# YOUR TASK
For each line of the data below that holds "page", copy the line.

# MATERIAL SUPPLIED
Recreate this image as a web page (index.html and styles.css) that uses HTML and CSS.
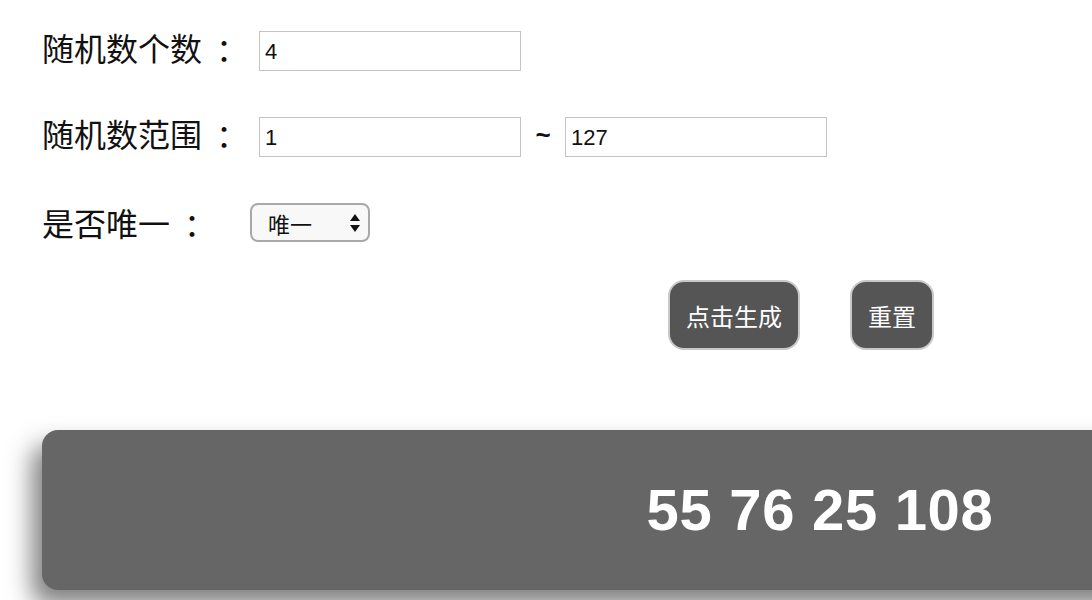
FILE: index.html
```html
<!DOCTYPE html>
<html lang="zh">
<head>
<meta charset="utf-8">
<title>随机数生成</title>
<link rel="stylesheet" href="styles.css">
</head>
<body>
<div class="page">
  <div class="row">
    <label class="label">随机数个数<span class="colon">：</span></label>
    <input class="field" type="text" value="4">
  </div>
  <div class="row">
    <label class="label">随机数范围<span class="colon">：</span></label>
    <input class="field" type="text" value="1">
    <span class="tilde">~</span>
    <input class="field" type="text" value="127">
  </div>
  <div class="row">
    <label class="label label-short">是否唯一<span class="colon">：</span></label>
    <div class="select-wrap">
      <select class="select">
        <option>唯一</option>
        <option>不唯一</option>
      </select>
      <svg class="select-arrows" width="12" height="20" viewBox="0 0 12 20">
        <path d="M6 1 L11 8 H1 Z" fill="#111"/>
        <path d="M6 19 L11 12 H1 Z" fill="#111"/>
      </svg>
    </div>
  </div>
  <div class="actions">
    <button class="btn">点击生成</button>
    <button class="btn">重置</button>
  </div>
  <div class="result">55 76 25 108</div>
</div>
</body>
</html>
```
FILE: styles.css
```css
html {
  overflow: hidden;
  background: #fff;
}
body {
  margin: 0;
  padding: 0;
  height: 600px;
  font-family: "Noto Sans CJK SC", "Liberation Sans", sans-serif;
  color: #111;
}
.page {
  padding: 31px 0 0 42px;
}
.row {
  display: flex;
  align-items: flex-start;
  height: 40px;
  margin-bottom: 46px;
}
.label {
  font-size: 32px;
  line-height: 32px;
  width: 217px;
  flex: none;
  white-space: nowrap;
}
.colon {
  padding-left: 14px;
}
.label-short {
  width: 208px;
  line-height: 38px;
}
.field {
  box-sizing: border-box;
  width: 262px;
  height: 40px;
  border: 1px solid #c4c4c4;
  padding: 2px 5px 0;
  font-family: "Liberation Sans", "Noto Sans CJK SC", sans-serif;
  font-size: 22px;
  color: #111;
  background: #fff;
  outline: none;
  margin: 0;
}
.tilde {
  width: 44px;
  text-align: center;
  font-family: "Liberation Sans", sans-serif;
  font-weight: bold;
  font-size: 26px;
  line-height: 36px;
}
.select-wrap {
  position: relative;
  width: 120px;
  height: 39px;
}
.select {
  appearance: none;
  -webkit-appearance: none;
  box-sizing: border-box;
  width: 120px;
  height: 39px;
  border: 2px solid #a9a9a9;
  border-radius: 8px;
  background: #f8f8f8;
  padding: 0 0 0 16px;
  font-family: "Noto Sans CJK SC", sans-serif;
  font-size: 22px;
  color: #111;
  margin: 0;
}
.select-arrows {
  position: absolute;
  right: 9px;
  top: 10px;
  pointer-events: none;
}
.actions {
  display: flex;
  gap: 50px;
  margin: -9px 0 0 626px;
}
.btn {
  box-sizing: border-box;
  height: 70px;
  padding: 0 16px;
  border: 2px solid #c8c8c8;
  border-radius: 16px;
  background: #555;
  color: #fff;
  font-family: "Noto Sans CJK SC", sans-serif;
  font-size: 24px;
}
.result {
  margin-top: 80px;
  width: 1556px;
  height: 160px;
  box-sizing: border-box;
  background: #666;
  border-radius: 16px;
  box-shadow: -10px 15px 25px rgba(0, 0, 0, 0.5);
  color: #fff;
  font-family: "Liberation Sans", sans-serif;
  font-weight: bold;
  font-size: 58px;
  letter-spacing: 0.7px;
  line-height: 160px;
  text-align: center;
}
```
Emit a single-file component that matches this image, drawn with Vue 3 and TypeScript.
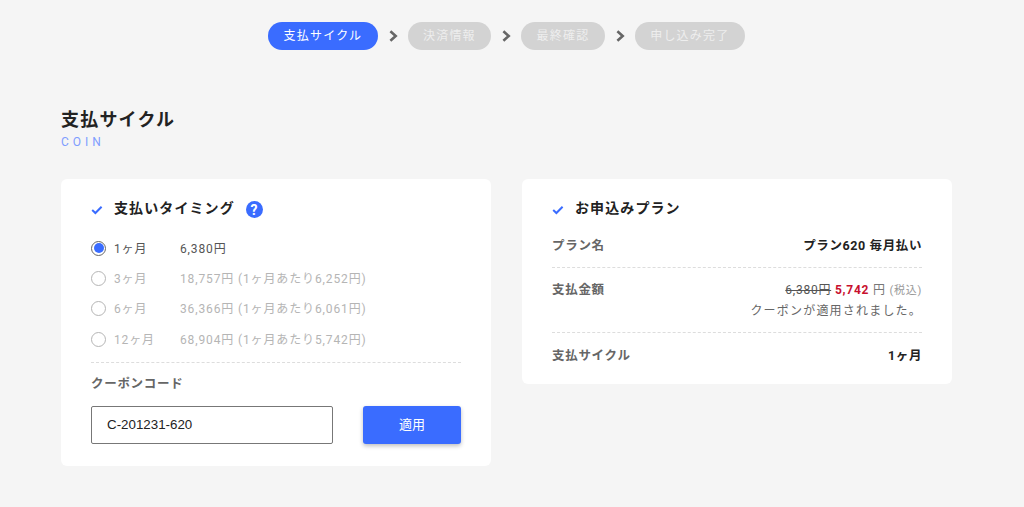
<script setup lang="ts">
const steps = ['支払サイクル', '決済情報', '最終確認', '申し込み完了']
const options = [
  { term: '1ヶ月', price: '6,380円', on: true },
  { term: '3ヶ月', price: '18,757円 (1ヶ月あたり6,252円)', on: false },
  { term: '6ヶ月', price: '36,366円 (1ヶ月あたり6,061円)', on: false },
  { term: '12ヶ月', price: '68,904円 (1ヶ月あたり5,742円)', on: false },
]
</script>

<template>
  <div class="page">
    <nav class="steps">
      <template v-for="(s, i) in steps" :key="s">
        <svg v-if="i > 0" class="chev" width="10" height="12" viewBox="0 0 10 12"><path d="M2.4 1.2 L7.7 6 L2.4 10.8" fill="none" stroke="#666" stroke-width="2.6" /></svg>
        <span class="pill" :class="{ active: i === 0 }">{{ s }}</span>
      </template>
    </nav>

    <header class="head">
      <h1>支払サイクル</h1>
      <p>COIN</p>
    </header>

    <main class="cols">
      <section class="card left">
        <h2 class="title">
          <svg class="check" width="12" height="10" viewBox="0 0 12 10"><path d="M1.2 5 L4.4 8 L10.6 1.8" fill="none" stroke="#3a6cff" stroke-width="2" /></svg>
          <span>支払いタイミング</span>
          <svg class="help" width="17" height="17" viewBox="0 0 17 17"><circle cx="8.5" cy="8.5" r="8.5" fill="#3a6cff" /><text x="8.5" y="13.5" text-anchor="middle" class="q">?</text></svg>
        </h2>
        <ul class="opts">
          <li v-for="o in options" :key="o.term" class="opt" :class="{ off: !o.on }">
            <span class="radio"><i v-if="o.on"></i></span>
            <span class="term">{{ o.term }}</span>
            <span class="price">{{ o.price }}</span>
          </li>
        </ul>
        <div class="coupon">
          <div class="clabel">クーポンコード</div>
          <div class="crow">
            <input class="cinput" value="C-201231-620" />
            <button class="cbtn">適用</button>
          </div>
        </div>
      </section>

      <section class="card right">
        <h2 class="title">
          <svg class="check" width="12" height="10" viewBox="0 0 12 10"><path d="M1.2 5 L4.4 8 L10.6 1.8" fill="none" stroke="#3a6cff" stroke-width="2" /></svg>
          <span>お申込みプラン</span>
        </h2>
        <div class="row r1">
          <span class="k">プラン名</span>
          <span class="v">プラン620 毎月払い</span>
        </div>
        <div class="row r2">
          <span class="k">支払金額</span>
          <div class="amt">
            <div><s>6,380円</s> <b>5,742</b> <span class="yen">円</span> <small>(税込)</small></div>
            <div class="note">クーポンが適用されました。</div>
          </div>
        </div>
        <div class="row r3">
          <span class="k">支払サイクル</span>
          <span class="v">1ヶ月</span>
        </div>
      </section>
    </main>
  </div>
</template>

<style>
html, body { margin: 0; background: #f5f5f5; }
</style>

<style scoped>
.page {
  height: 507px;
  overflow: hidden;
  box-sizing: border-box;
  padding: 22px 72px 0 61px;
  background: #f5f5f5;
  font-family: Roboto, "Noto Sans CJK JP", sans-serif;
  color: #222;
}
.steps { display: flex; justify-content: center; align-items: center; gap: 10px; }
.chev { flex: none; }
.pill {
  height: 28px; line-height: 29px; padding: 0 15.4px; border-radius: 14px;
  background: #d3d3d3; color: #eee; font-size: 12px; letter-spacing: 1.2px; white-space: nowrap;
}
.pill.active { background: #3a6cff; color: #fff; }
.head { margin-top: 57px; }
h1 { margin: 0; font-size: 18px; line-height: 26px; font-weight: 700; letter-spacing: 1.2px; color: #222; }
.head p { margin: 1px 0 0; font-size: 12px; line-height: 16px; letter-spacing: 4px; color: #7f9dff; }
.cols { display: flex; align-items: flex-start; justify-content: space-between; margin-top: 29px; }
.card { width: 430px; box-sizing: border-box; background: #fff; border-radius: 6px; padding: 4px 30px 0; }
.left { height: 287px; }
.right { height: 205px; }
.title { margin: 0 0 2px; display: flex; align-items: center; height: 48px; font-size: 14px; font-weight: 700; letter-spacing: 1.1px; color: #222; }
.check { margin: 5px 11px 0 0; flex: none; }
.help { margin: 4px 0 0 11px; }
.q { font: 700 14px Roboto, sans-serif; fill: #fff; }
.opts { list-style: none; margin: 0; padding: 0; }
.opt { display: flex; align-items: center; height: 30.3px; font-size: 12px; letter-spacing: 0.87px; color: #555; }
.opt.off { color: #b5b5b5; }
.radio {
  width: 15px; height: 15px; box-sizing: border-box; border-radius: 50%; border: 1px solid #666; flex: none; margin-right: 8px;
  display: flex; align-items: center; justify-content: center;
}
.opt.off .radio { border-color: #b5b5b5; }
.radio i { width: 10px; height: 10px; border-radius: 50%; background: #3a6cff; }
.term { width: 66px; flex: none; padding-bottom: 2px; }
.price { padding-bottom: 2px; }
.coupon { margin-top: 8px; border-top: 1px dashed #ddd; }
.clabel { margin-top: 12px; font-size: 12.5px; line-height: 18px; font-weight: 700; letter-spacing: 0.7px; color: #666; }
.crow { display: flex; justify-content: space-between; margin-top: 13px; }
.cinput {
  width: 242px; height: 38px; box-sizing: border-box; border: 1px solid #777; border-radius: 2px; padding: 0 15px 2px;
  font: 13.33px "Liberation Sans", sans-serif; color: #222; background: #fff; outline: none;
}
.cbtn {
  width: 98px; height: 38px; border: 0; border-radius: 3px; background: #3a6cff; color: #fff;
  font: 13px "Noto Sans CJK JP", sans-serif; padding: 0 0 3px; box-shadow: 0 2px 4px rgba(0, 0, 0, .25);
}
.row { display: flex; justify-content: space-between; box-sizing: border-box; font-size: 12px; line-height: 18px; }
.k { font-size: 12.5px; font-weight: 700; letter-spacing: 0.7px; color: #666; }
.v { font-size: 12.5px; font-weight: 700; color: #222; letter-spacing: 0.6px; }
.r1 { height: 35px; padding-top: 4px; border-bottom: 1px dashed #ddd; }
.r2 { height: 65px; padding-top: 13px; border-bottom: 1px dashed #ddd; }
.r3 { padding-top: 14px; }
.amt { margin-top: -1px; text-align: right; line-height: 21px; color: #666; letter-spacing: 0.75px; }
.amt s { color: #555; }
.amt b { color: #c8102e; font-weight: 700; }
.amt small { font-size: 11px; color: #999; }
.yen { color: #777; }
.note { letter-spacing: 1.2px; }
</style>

# OUTPUT OF THE TASK
Recreate this image as a web page (index.html and styles.css) that uses HTML and CSS.
<div class="page">
.page {
  <div class="page">
.page {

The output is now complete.